[WHAT TO PRODUCE]
Please write the listing below out again exactly, leaving every picture behind.
++++
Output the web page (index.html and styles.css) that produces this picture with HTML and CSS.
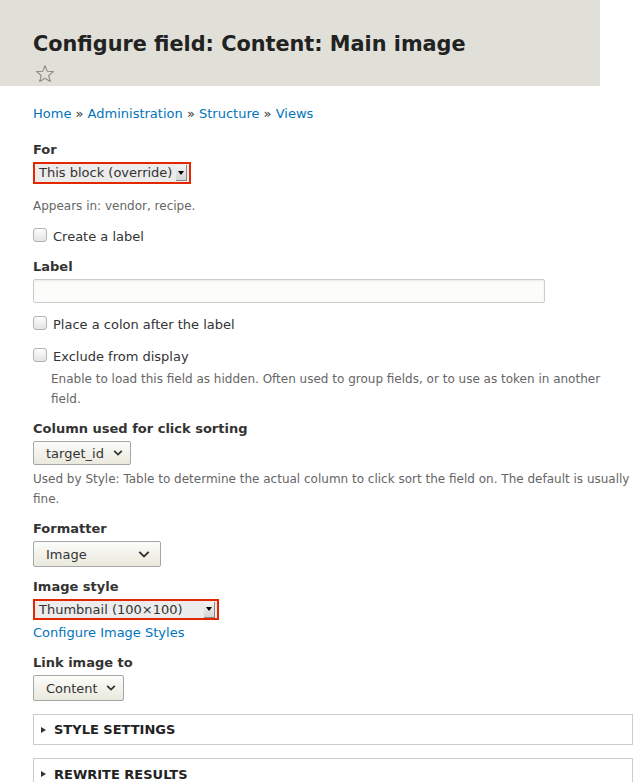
FILE: index.html
```html
<!DOCTYPE html>
<html lang="en">
<head>
<meta charset="utf-8">
<title>Configure field</title>
<link rel="stylesheet" href="styles.css">
</head>
<body>
<header class="page-head">
  <h1 class="title">Configure field: Content: Main image</h1>
  <svg class="star" width="20" height="20" viewBox="0 0 20 20" aria-hidden="true">
    <path d="M10 1.6 L12.3 7.3 L18.4 7.6 L13.7 11.5 L15.3 17.5 L10 14.2 L4.7 17.5 L6.3 11.5 L1.6 7.6 L7.7 7.3 Z" fill="none" stroke="#8e8e86" stroke-width="1.1" stroke-linejoin="round"/>
  </svg>
</header>
<main class="content">
  <nav class="breadcrumb">
    <a href="#">Home</a> » <a href="#">Administration</a> » <a href="#">Structure</a> » <a href="#">Views</a>
  </nav>

  <div class="item item-for">
    <div class="label">For</div>
    <div class="oldselect w-for"><span class="os-text">This block (override)</span><span class="os-btn"><span class="tri"></span></span></div>
    <div class="desc desc-appears">Appears in: vendor, recipe.</div>
  </div>

  <div class="check check-create"><span class="box"></span><span class="check-text">Create a label</span></div>

  <div class="item item-label">
    <div class="label">Label</div>
    <div class="textinput"></div>
  </div>

  <div class="check check-colon"><span class="box"></span><span class="check-text">Place a colon after the label</span></div>

  <div class="check check-exclude"><span class="box"></span><span class="check-text">Exclude from display</span></div>
  <div class="desc desc-indent">Enable to load this field as hidden. Often used to group fields, or to use as token in another field.</div>

  <div class="item item-col">
    <div class="label">Column used for click sorting</div>
    <div class="select w-target"><span>target_id</span><svg class="chev" width="10" height="8" viewBox="0 0 10 8"><path d="M1.2 1.8 L5 5.6 L8.8 1.8" fill="none" stroke="#333" stroke-width="1.8"/></svg></div>
    <div class="desc desc-col">Used by Style: Table to determine the actual column to click sort the field on. The default is usually fine.</div>
  </div>

  <div class="item item-fmt">
    <div class="label">Formatter</div>
    <div class="select w-fmt"><span>Image</span><svg class="chev" width="12" height="9" viewBox="0 0 12 9"><path d="M1.3 1.8 L6 6.5 L10.7 1.8" fill="none" stroke="#333" stroke-width="1.9"/></svg></div>
  </div>

  <div class="item item-style">
    <div class="label">Image style</div>
    <div class="oldselect w-style"><span class="os-text">Thumbnail (100×100)</span><span class="os-btn"><span class="tri"></span></span></div>
    <a class="link-cfg" href="#">Configure Image Styles</a>
  </div>

  <div class="item item-link">
    <div class="label">Link image to</div>
    <div class="select w-link"><span>Content</span><svg class="chev" width="10" height="8" viewBox="0 0 10 8"><path d="M1.2 1.8 L5 5.6 L8.8 1.8" fill="none" stroke="#333" stroke-width="1.8"/></svg></div>
  </div>

  <div class="details"><span class="dtri"></span><span class="summary">Style settings</span></div>
  <div class="details details-2"><span class="dtri"></span><span class="summary">Rewrite results</span></div>
</main>
</body>
</html>
```

FILE: styles.css
```css
html, body {
  margin: 0;
  padding: 0;
  background: #fff;
  overflow: hidden;
}
body {
  font-family: "DejaVu Sans", sans-serif;
  font-size: 13px;
  color: #333;
  width: 633px;
}
.page-head {
  width: 600px;
  height: 86px;
  box-sizing: border-box;
  background: #e0e0d8;
  padding: 31px 0 0 33px;
}
.title {
  margin: 0;
  font-size: 20.8px;
  line-height: 26px;
  font-weight: bold;
  color: #222;
}
.star {
  display: block;
  margin: 7px 0 0 2px;
}
.content {
  padding: 18px 0 0 33px;
}
a {
  color: #0074bd;
  text-decoration: none;
}
.breadcrumb {
  line-height: 20px;
  color: #333;
}
.item {
  margin-top: 16px;
}
.label {
  font-weight: bold;
  line-height: 20px;
  color: #333;
}
.oldselect {
  margin-top: 2px;
  box-sizing: border-box;
  height: 22px;
  border: 2px solid #e32700;
  background: #ececec;
  display: flex;
  align-items: center;
  justify-content: space-between;
  padding: 0 2px 0 4px;
  color: #333;
}
.w-for { width: 158px; }
.w-style { width: 186px; height: 21px; }
.os-text {
  line-height: 16px;
}
.os-btn {
  width: 11px;
  height: 16px;
  box-sizing: border-box;
  background: linear-gradient(#f4f4f4, #d4d4d4);
  border-right: 1px solid #888;
  border-bottom: 1px solid #888;
  display: flex;
  align-items: center;
  justify-content: center;
}
.tri {
  width: 0;
  height: 0;
  border-left: 3px solid transparent;
  border-right: 3px solid transparent;
  border-top: 4px solid #000;
}
.desc {
  font-size: 12px;
  line-height: 20px;
  color: #666;
}
.desc-appears {
  margin-top: 12px;
}
.check {
  display: flex;
  align-items: center;
  margin-top: 10px;
  line-height: 20px;
}
.check-create {
  margin-top: 11px;
}
.box {
  width: 14px;
  height: 14px;
  box-sizing: border-box;
  border: 1px solid #b3b3b3;
  border-radius: 3px;
  background: linear-gradient(#fdfdfd, #e4e4e4);
  margin-right: 6px;
  position: relative;
  top: -2px;
}
.item-label {
  margin-top: 10px;
}
.textinput {
  margin-top: 2px;
  width: 512px;
  height: 24px;
  box-sizing: border-box;
  border: 1px solid #ccc;
  border-radius: 2px;
  background: #fcfcfa;
  box-shadow: inset 0 1px 2px rgba(0,0,0,0.08);
}
.check-colon {
  margin-top: 12px;
}
.check-exclude {
  margin-top: 12px;
}
.desc-indent {
  margin-top: 2px;
  padding-left: 18px;
  padding-right: 20px;
}
.item-col {
  margin-top: 10px;
}
.select {
  margin-top: 2px;
  box-sizing: border-box;
  height: 24px;
  border: 1px solid #a6a6a6;
  border-radius: 2px;
  background: linear-gradient(#fcfcfa, #e9e9dd);
  display: flex;
  align-items: center;
  justify-content: space-between;
  padding: 0 7px 0 12px;
  color: #333;
}
.w-target { width: 98px; }
.w-fmt { width: 128px; height: 26px; padding-right: 10px; }
.w-link { width: 91px; height: 26px; }
.desc-col {
  margin-top: 4px;
}
.item-fmt { margin-top: 10px; }
.item-style { margin-top: 10px; }
.link-cfg {
  display: block;
  line-height: 20px;
  margin-top: 3px;
}
.item-link { margin-top: 10px; }
.details {
  margin-top: 13px;
  box-sizing: border-box;
  width: 600px;
  height: 31px;
  border: 1px solid #ccc;
  display: flex;
  align-items: center;
  padding-left: 7px;
}
.details-2 {
  margin-top: 13px;
  height: 40px;
  align-items: flex-start;
  padding-top: 7px;
}
.dtri {
  width: 0;
  height: 0;
  border-top: 3.5px solid transparent;
  border-bottom: 3.5px solid transparent;
  border-left: 5px solid #333;
  margin-right: 8px;
}
.details-2 .dtri { margin-top: 5px; }
.summary {
  font-weight: bold;
  text-transform: uppercase;
  color: #222;
  line-height: 17px;
}
```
++++
[WORKED ANSWER]
Output the web page (index.html and styles.css) that produces this picture with HTML and CSS.
FILE: index.html
```html
<!DOCTYPE html>
<html lang="en">
<head>
<meta charset="utf-8">
<title>Configure field</title>
<link rel="stylesheet" href="styles.css">
</head>
<body>
<header class="page-head">
  <h1 class="title">Configure field: Content: Main image</h1>
  <svg class="star" width="20" height="20" viewBox="0 0 20 20" aria-hidden="true">
    <path d="M10 1.6 L12.3 7.3 L18.4 7.6 L13.7 11.5 L15.3 17.5 L10 14.2 L4.7 17.5 L6.3 11.5 L1.6 7.6 L7.7 7.3 Z" fill="none" stroke="#8e8e86" stroke-width="1.1" stroke-linejoin="round"/>
  </svg>
</header>
<main class="content">
  <nav class="breadcrumb">
    <a href="#">Home</a> » <a href="#">Administration</a> » <a href="#">Structure</a> » <a href="#">Views</a>
  </nav>

  <div class="item item-for">
    <div class="label">For</div>
    <div class="oldselect w-for"><span class="os-text">This block (override)</span><span class="os-btn"><span class="tri"></span></span></div>
    <div class="desc desc-appears">Appears in: vendor, recipe.</div>
  </div>

  <div class="check check-create"><span class="box"></span><span class="check-text">Create a label</span></div>

  <div class="item item-label">
    <div class="label">Label</div>
    <div class="textinput"></div>
  </div>

  <div class="check check-colon"><span class="box"></span><span class="check-text">Place a colon after the label</span></div>

  <div class="check check-exclude"><span class="box"></span><span class="check-text">Exclude from display</span></div>
  <div class="desc desc-indent">Enable to load this field as hidden. Often used to group fields, or to use as token in another field.</div>

  <div class="item item-col">
    <div class="label">Column used for click sorting</div>
    <div class="select w-target"><span>target_id</span><svg class="chev" width="10" height="8" viewBox="0 0 10 8"><path d="M1.2 1.8 L5 5.6 L8.8 1.8" fill="none" stroke="#333" stroke-width="1.8"/></svg></div>
    <div class="desc desc-col">Used by Style: Table to determine the actual column to click sort the field on. The default is usually fine.</div>
  </div>

  <div class="item item-fmt">
    <div class="label">Formatter</div>
    <div class="select w-fmt"><span>Image</span><svg class="chev" width="12" height="9" viewBox="0 0 12 9"><path d="M1.3 1.8 L6 6.5 L10.7 1.8" fill="none" stroke="#333" stroke-width="1.9"/></svg></div>
  </div>

  <div class="item item-style">
    <div class="label">Image style</div>
    <div class="oldselect w-style"><span class="os-text">Thumbnail (100×100)</span><span class="os-btn"><span class="tri"></span></span></div>
    <a class="link-cfg" href="#">Configure Image Styles</a>
  </div>

  <div class="item item-link">
    <div class="label">Link image to</div>
    <div class="select w-link"><span>Content</span><svg class="chev" width="10" height="8" viewBox="0 0 10 8"><path d="M1.2 1.8 L5 5.6 L8.8 1.8" fill="none" stroke="#333" stroke-width="1.8"/></svg></div>
  </div>

  <div class="details"><span class="dtri"></span><span class="summary">Style settings</span></div>
  <div class="details details-2"><span class="dtri"></span><span class="summary">Rewrite results</span></div>
</main>
</body>
</html>
```

FILE: styles.css
```css
html, body {
  margin: 0;
  padding: 0;
  background: #fff;
  overflow: hidden;
}
body {
  font-family: "DejaVu Sans", sans-serif;
  font-size: 13px;
  color: #333;
  width: 633px;
}
.page-head {
  width: 600px;
  height: 86px;
  box-sizing: border-box;
  background: #e0e0d8;
  padding: 31px 0 0 33px;
}
.title {
  margin: 0;
  font-size: 20.8px;
  line-height: 26px;
  font-weight: bold;
  color: #222;
}
.star {
  display: block;
  margin: 7px 0 0 2px;
}
.content {
  padding: 18px 0 0 33px;
}
a {
  color: #0074bd;
  text-decoration: none;
}
.breadcrumb {
  line-height: 20px;
  color: #333;
}
.item {
  margin-top: 16px;
}
.label {
  font-weight: bold;
  line-height: 20px;
  color: #333;
}
.oldselect {
  margin-top: 2px;
  box-sizing: border-box;
  height: 22px;
  border: 2px solid #e32700;
  background: #ececec;
  display: flex;
  align-items: center;
  justify-content: space-between;
  padding: 0 2px 0 4px;
  color: #333;
}
.w-for { width: 158px; }
.w-style { width: 186px; height: 21px; }
.os-text {
  line-height: 16px;
}
.os-btn {
  width: 11px;
  height: 16px;
  box-sizing: border-box;
  background: linear-gradient(#f4f4f4, #d4d4d4);
  border-right: 1px solid #888;
  border-bottom: 1px solid #888;
  display: flex;
  align-items: center;
  justify-content: center;
}
.tri {
  width: 0;
  height: 0;
  border-left: 3px solid transparent;
  border-right: 3px solid transparent;
  border-top: 4px solid #000;
}
.desc {
  font-size: 12px;
  line-height: 20px;
  color: #666;
}
.desc-appears {
  margin-top: 12px;
}
.check {
  display: flex;
  align-items: center;
  margin-top: 10px;
  line-height: 20px;
}
.check-create {
  margin-top: 11px;
}
.box {
  width: 14px;
  height: 14px;
  box-sizing: border-box;
  border: 1px solid #b3b3b3;
  border-radius: 3px;
  background: linear-gradient(#fdfdfd, #e4e4e4);
  margin-right: 6px;
  position: relative;
  top: -2px;
}
.item-label {
  margin-top: 10px;
}
.textinput {
  margin-top: 2px;
  width: 512px;
  height: 24px;
  box-sizing: border-box;
  border: 1px solid #ccc;
  border-radius: 2px;
  background: #fcfcfa;
  box-shadow: inset 0 1px 2px rgba(0,0,0,0.08);
}
.check-colon {
  margin-top: 12px;
}
.check-exclude {
  margin-top: 12px;
}
.desc-indent {
  margin-top: 2px;
  padding-left: 18px;
  padding-right: 20px;
}
.item-col {
  margin-top: 10px;
}
.select {
  margin-top: 2px;
  box-sizing: border-box;
  height: 24px;
  border: 1px solid #a6a6a6;
  border-radius: 2px;
  background: linear-gradient(#fcfcfa, #e9e9dd);
  display: flex;
  align-items: center;
  justify-content: space-between;
  padding: 0 7px 0 12px;
  color: #333;
}
.w-target { width: 98px; }
.w-fmt { width: 128px; height: 26px; padding-right: 10px; }
.w-link { width: 91px; height: 26px; }
.desc-col {
  margin-top: 4px;
}
.item-fmt { margin-top: 10px; }
.item-style { margin-top: 10px; }
.link-cfg {
  display: block;
  line-height: 20px;
  margin-top: 3px;
}
.item-link { margin-top: 10px; }
.details {
  margin-top: 13px;
  box-sizing: border-box;
  width: 600px;
  height: 31px;
  border: 1px solid #ccc;
  display: flex;
  align-items: center;
  padding-left: 7px;
}
.details-2 {
  margin-top: 13px;
  height: 40px;
  align-items: flex-start;
  padding-top: 7px;
}
.dtri {
  width: 0;
  height: 0;
  border-top: 3.5px solid transparent;
  border-bottom: 3.5px solid transparent;
  border-left: 5px solid #333;
  margin-right: 8px;
}
.details-2 .dtri { margin-top: 5px; }
.summary {
  font-weight: bold;
  text-transform: uppercase;
  color: #222;
  line-height: 17px;
}
```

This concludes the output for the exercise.